Stored data

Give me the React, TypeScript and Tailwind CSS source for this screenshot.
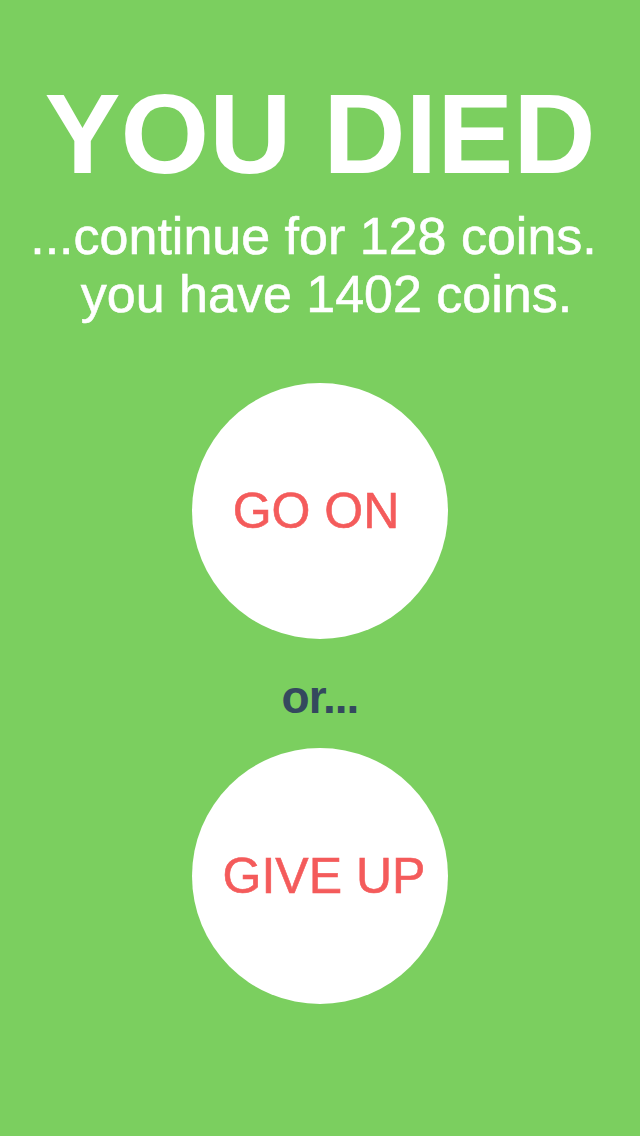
export default function App() {
  return (
    <div
      className="flex min-h-[1136px] w-full flex-col items-center bg-[#7bcf5f] pt-[77px]"
      style={{ fontFamily: '"Liberation Sans", Arial, sans-serif' }}
    >
      <h1 className="text-[114px] font-bold leading-none text-white">YOU DIED</h1>

      <div className="mt-4 flex flex-col items-center text-[52px] leading-[58px] text-white [-webkit-text-stroke:0.6px_white]">
        <p className="pr-[13px]">...continue for 128 coins.</p>
        <p className="pl-[13px]">you have 1402 coins.</p>
      </div>

      <button className="mt-[60px] flex h-64 w-64 items-center justify-center rounded-full bg-white pr-2 text-[50px] text-[#f45b5b] [-webkit-text-stroke:0.6px_#f45b5b]">
        GO ON
      </button>

      <p className="mt-[35px] text-[46px] font-bold leading-none tracking-[-1px] text-[#34495e]">
        or...
      </p>

      <button className="mt-[28px] flex h-64 w-64 items-center justify-center rounded-full bg-white pl-2 text-[50px] text-[#f45b5b] [-webkit-text-stroke:0.6px_#f45b5b]">
        GIVE UP
      </button>
    </div>
  );
}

Objective
Omit the pictures and give the material again, exactly and in full.

Completed exercise
Give me the React, TypeScript and Tailwind CSS source for this screenshot.
export default function App() {
  return (
    <div
      className="flex min-h-[1136px] w-full flex-col items-center bg-[#7bcf5f] pt-[77px]"
      style={{ fontFamily: '"Liberation Sans", Arial, sans-serif' }}
    >
      <h1 className="text-[114px] font-bold leading-none text-white">YOU DIED</h1>

      <div className="mt-4 flex flex-col items-center text-[52px] leading-[58px] text-white [-webkit-text-stroke:0.6px_white]">
        <p className="pr-[13px]">...continue for 128 coins.</p>
        <p className="pl-[13px]">you have 1402 coins.</p>
      </div>

      <button className="mt-[60px] flex h-64 w-64 items-center justify-center rounded-full bg-white pr-2 text-[50px] text-[#f45b5b] [-webkit-text-stroke:0.6px_#f45b5b]">
        GO ON
      </button>

      <p className="mt-[35px] text-[46px] font-bold leading-none tracking-[-1px] text-[#34495e]">
        or...
      </p>

      <button className="mt-[28px] flex h-64 w-64 items-center justify-center rounded-full bg-white pl-2 text-[50px] text-[#f45b5b] [-webkit-text-stroke:0.6px_#f45b5b]">
        GIVE UP
      </button>
    </div>
  );
}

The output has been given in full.